Boeing is optimistic about the health of its tactical fighter business, and believes its diverse portfolio of aircraft types and capabilities will serve it in good stead in the prevailing lean defence environment.

“Worldwide there is a rebalancing of social and defence needs, and this has brought pressure to bear on almost all the governments we deal with,” says Chris Chadwick, president and chief executive of Boeing Defense, Space & Security.

“We’ve put a full court press on how we break from the pack of other defence companies.”

Chadwick made the remarks on the sidelines of the recent Shangri-La Dialogues event in Singapore, where he led a Boeing delegation to network with Asia Pacific defence leaders. He says it is key for defence contractors to break the cycle of escalating costs, while also delivering capabilities that customers require for the 21st century.

Chadwick expressed optimism on both of the company’s tactical fighter lines, the F/A-18 Super Hornet and F-15E. He pointed out that the navy has an unfunded requirement for 22 EA-18G Growler electronic warfare aircraft. If the order is secured, the deal would allow Boeing to extend the Saint Louis Super Hornet line beyond the third quarter of 2016, when it is due to shut down.

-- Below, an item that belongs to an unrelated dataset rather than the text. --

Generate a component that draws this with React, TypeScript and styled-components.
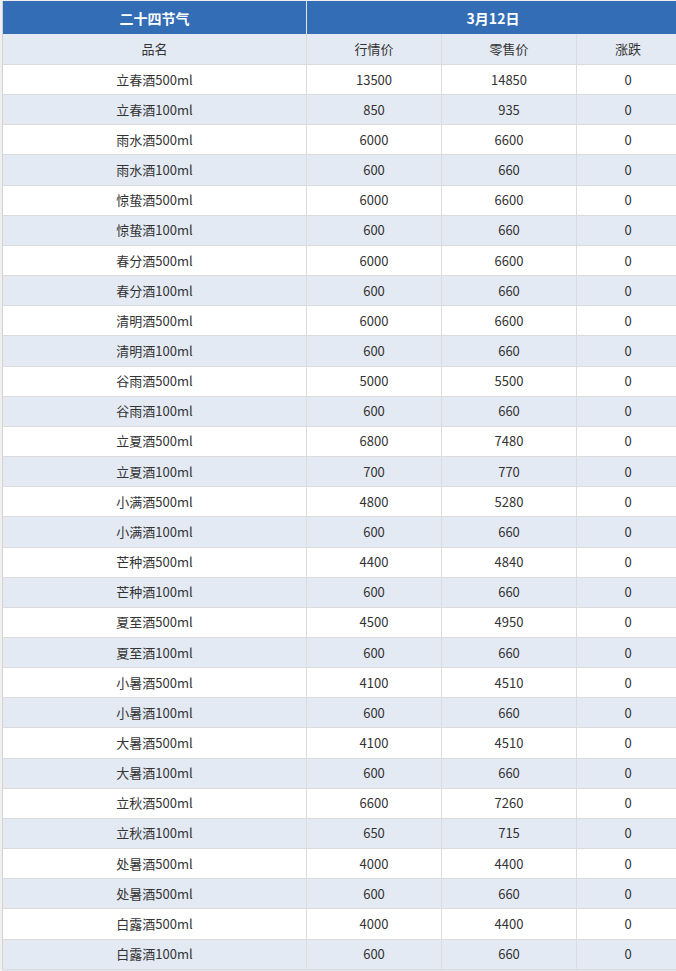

“We feel pretty strongly that they will procure additional Super Hornets and this will allow us to extend the production line.”

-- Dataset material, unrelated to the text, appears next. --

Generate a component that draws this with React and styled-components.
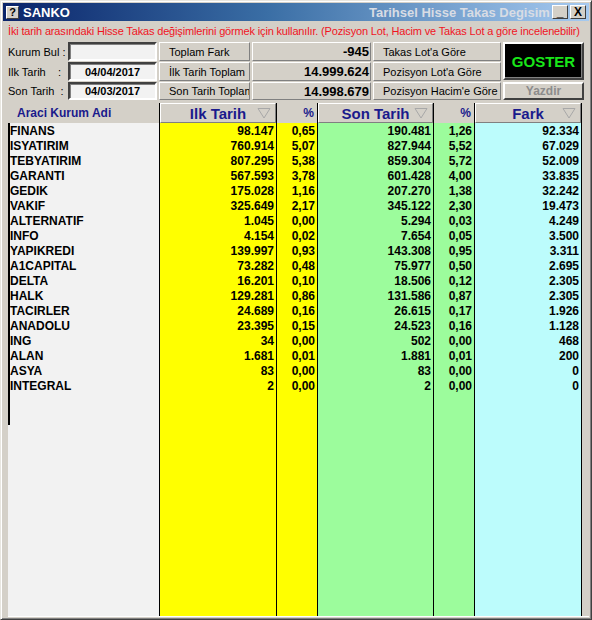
import React from "react";
import styled, { createGlobalStyle } from "styled-components";

const rows = [
  ["FINANS", "98.147", "0,65", "190.481", "1,26", "92.334"],
  ["ISYATIRIM", "760.914", "5,07", "827.944", "5,52", "67.029"],
  ["TEBYATIRIM", "807.295", "5,38", "859.304", "5,72", "52.009"],
  ["GARANTI", "567.593", "3,78", "601.428", "4,00", "33.835"],
  ["GEDIK", "175.028", "1,16", "207.270", "1,38", "32.242"],
  ["VAKIF", "325.649", "2,17", "345.122", "2,30", "19.473"],
  ["ALTERNATIF", "1.045", "0,00", "5.294", "0,03", "4.249"],
  ["INFO", "4.154", "0,02", "7.654", "0,05", "3.500"],
  ["YAPIKREDI", "139.997", "0,93", "143.308", "0,95", "3.311"],
  ["A1CAPITAL", "73.282", "0,48", "75.977", "0,50", "2.695"],
  ["DELTA", "16.201", "0,10", "18.506", "0,12", "2.305"],
  ["HALK", "129.281", "0,86", "131.586", "0,87", "2.305"],
  ["TACIRLER", "24.689", "0,16", "26.615", "0,17", "1.926"],
  ["ANADOLU", "23.395", "0,15", "24.523", "0,16", "1.128"],
  ["ING", "34", "0,00", "502", "0,00", "468"],
  ["ALAN", "1.681", "0,01", "1.881", "0,01", "200"],
  ["ASYA", "83", "0,00", "83", "0,00", "0"],
  ["INTEGRAL", "2", "0,00", "2", "0,00", "0"],
];

const columns = [
  { title: "Ilk Tarih", width: 117, bg: "#ffff00", key: 1 },
  { title: "%", width: 41, bg: "#ffff00", key: 2, small: true },
  { title: "Son Tarih", width: 116, bg: "#9cfc9c", key: 3 },
  { title: "%", width: 41, bg: "#9cfc9c", key: 4, small: true },
  { title: "Fark", width: 108, bg: "#bcfcfc", key: 5, last: true },
];

// Sort arrow in the column header
function SortArrow() {
  return (
    <svg width="14" height="12" viewBox="0 0 14 12">
      <path d="M1 1.5 L13 1.5 L7 11 Z" fill="none" stroke="#a8a8a8" strokeWidth="1" />
    </svg>
  );
}

function App() {
  return (
    <>
      <GlobalStyle />
      <Window>
        <TitleBar>
          <HelpIcon>?</HelpIcon>
          <AppName>SANKO</AppName>
          <Caption>Tarihsel Hisse Takas Degisimi</Caption>
          <CapButton>_</CapButton>
          <CapButton>X</CapButton>
        </TitleBar>
        <Message>
          İki tarih arasındaki Hisse Takas değişimlerini görmek için kullanılır. (Pozisyon Lot, Hacim ve Takas Lot a göre incelenebilir)
        </Message>
        <Form>
          <Label>Kurum Bul :</Label>
          <Input />
          <Panel>Toplam Fark</Panel>
          <Value>-945</Value>
          <Panel>Takas Lot'a Göre</Panel>
          <Goster>GOSTER</Goster>

          <Label>Ilk Tarih&nbsp;&nbsp;&nbsp;&nbsp;:</Label>
          <Input>04/04/2017</Input>
          <Panel>İlk Tarih Toplam</Panel>
          <Value>14.999.624</Value>
          <Panel>Pozisyon Lot'a Göre</Panel>

          <Label>Son Tarih&nbsp;&nbsp;:</Label>
          <Input>04/03/2017</Input>
          <Panel>Son Tarih Toplam</Panel>
          <Value>14.998.679</Value>
          <Panel>Pozisyon Hacim'e Göre</Panel>
          <Yazdir>Yazdir</Yazdir>
        </Form>
        <Grid>
          <NameColumn>
            <NameHeader>Araci Kurum Adi</NameHeader>
            <NameList>
              {rows.map((r) => (
                <NameCell key={r[0]}>{r[0]}</NameCell>
              ))}
            </NameList>
          </NameColumn>
          {columns.map((c) => (
            <Column key={c.key} $width={c.width} $bg={c.bg} $last={c.last}>
              {c.small ? (
                <PctHeader>%</PctHeader>
              ) : (
                <Header>
                  <span>{c.title}</span>
                  <ArrowSlot>
                    <SortArrow />
                  </ArrowSlot>
                </Header>
              )}
              {rows.map((r) => (
                <Cell key={r[0]}>{r[c.key]}</Cell>
              ))}
            </Column>
          ))}
          <Rest />
        </Grid>
      </Window>
    </>
  );
}

const GlobalStyle = createGlobalStyle`
  body {
    margin: 0;
    background: #d4d0c8;
    font-family: "Liberation Sans", Arial, sans-serif;
  }
`;

const Window = styled.div`
  width: 592px;
  height: 620px;
  box-sizing: border-box;
  background: #d4d0c8;
  border: 1px solid;
  border-color: #e8e6e0 #404040 #404040 #e8e6e0;
  box-shadow: inset 1px 1px #ffffff, inset -1px -1px #808080;
  padding: 2px;
  display: flex;
  flex-direction: column;
`;

const TitleBar = styled.div`
  height: 18px;
  flex-shrink: 0;
  display: flex;
  align-items: center;
  background: linear-gradient(90deg, #0a246a 0%, #3a6ea5 45%, #a6caf0 100%);
  padding: 0 3px 0 3px;
  overflow: hidden;
`;

const HelpIcon = styled.div`
  width: 13px;
  height: 13px;
  background: #d4d0c8;
  border: 1px solid #ffffff;
  border-right-color: #404040;
  border-bottom-color: #404040;
  box-sizing: border-box;
  font-size: 11px;
  font-weight: bold;
  line-height: 11px;
  text-align: center;
  color: #000;
`;

const AppName = styled.div`
  color: #ffffff;
  font-weight: bold;
  font-size: 13px;
  margin-left: 4px;
`;

const Caption = styled.div`
  flex: 1;
  overflow: hidden;
  white-space: nowrap;
  color: #d8dce4;
  font-weight: bold;
  font-size: 13px;
  padding-left: 299px;
`;

const CapButton = styled.div`
  width: 16px;
  height: 14px;
  box-sizing: border-box;
  margin-left: 2px;
  background: #d4d0c8;
  border: 1px solid;
  border-color: #ffffff #404040 #404040 #ffffff;
  font-size: 12px;
  font-weight: bold;
  line-height: 12px;
  text-align: center;
  color: #000;
`;

const Message = styled.div`
  color: #f0141e;
  font-size: 11px;
  letter-spacing: -0.16px;
  white-space: nowrap;
  overflow: hidden;
  padding: 4px 0 0 5px;
  height: 18px;
  flex-shrink: 0;
  box-sizing: border-box;
`;

const Form = styled.div`
  display: grid;
  grid-template-columns: 58px 89px 91px 119px 128px 81px;
  grid-template-rows: 19px 19px 18px;
  column-gap: 2px;
  row-gap: 1px;
  padding: 3px 0 0 5px;
`;

const Label = styled.div`
  font-size: 11px;
  display: flex;
  align-items: center;
  white-space: nowrap;
  color: #000;
`;

const Input = styled.div`
  background: #f2f2f2;
  border: 2px solid;
  border-color: #404040 #ffffff #ffffff #404040;
  box-shadow: inset 1px 1px #808080;
  font-size: 11px;
  font-weight: bold;
  display: flex;
  align-items: center;
  justify-content: center;
  box-sizing: border-box;
`;

const Raised = styled.div`
  background: #d4d0c8;
  border: 1px solid;
  border-color: #ffffff #808080 #808080 #ffffff;
  box-sizing: border-box;
  display: flex;
  align-items: center;
  white-space: nowrap;
  overflow: hidden;
`;

const Panel = styled(Raised)`
  font-size: 11px;
  padding-left: 9px;
`;

const Value = styled(Raised)`
  justify-content: flex-end;
  font-size: 13px;
  font-weight: bold;
  padding-right: 1px;
`;

const Goster = styled.div`
  grid-column: 6;
  grid-row: 1 / span 2;
  background: #000000;
  border: 2px solid;
  border-color: #ffffff #404040 #404040 #ffffff;
  box-shadow: inset -1px -1px #808080;
  color: #19e619;
  font-size: 15px;
  font-weight: bold;
  display: flex;
  align-items: center;
  justify-content: center;
  margin-bottom: 1px;
`;

const Yazdir = styled(Raised)`
  grid-column: 6;
  border: 2px solid;
  border-color: #ffffff #404040 #404040 #ffffff;
  justify-content: center;
  color: #8c8c8c;
  font-size: 12px;
  font-weight: bold;
`;

const Grid = styled.div`
  flex: 1;
  display: flex;
  margin: 3px 0 0 5px;
  border-bottom: 1px solid #ffffff;
`;

const NameColumn = styled.div`
  width: 151px;
  display: flex;
  flex-direction: column;
  background: #f2f2f2;
`;

const NameHeader = styled.div`
  height: 20px;
  background: #d4d0c8;
  color: #1a1a8c;
  font-weight: bold;
  font-size: 12px;
  display: flex;
  align-items: center;
  padding-left: 9px;
  flex-shrink: 0;
`;

const NameList = styled.div`
  height: 301px;
  border-left: 2px solid #000;
  padding-top: 1px;
`;

const NameCell = styled.div`
  height: 15px;
  line-height: 15px;
  font-size: 12px;
  font-weight: bold;
  color: #000;
`;

const Column = styled.div`
  width: ${(p) => p.$width}px;
  flex-shrink: 0;
  box-sizing: border-box;
  background: ${(p) => p.$bg};
  border-left: 1px solid #000;
  border-right: ${(p) => (p.$last ? "1px solid #000" : "none")};
  display: flex;
  flex-direction: column;
`;

const Header = styled.div`
  height: 20px;
  flex-shrink: 0;
  box-sizing: border-box;
  background: #d4d0c8;
  border: 1px solid;
  border-color: #ffffff #808080 #808080 #ffffff;
  color: #1a1a8c;
  font-weight: bold;
  font-size: 15px;
  display: flex;
  align-items: center;
  justify-content: center;
  position: relative;
  margin-bottom: 1px;
`;

const ArrowSlot = styled.div`
  position: absolute;
  right: 4px;
  top: 3px;
  display: flex;
`;

const PctHeader = styled.div`
  height: 20px;
  flex-shrink: 0;
  background: #d4d0c8;
  color: #1a1a8c;
  font-weight: bold;
  font-size: 12px;
  display: flex;
  align-items: center;
  justify-content: flex-end;
  padding-right: 3px;
  margin-bottom: 1px;
`;

const Cell = styled.div`
  height: 15px;
  line-height: 15px;
  font-size: 12px;
  font-weight: bold;
  text-align: right;
  padding-right: 2px;
  color: #000;
`;

const Rest = styled.div`
  flex: 1;
`;

export default App;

He also foresees international opportunities for the twin-engined type, noting that Canada and Denmark appear to be reconsidering their commitment to the Lockheed Martin F-35 programme.

He adds that certain elements of the company’s Super Hornet ‘International Roadmap’ could be offered depending on customer requirements. First revealed in 2010, the ‘International Roadmap’ would include updates such as increasing the power of the Super Hornet’s General Electric F414 engines, adding conformal fuel tanks, updating the cockpit with a full touch screen display, and integrating an infrared search and track (IRST) sensor.

A similar range of updates proposed in the company’s F-15 Silent Eagle – which lost to the F-35 in South Korea’s F-X III requirement - could also be offered to future F-15 buyers.

“The F-15 production line is rock-solid to 2018 because of the Saudi procurement a few years ago,” says Chadwick.

“There are still a number of Middle Eastern countries that are looking at fighter capability. People find that everyone doesn’t need an all aspect stealth capable fighter. In today’s world a fighter’s technology, sensors, and situational awareness all play together, and our stable of fighters provide a top-line capability that is more than adequate for the requirements of many different customers.”

Chadwick also expressed confidence in the company’s partnership with Sweden’s Saab for the future US T-X trainer competition, which will replace the Northrop T-38.

“Saab brings a unique design and development capability. It’s a company in a small country that’s had to survive quite some time and been very successful. They know how to design, develop, and build a capability at a lower cost in a more condensed fashion. Then you’ve got Boeing, the world’s number two defence company. The collision of those two cultures really drives innovation into our design.”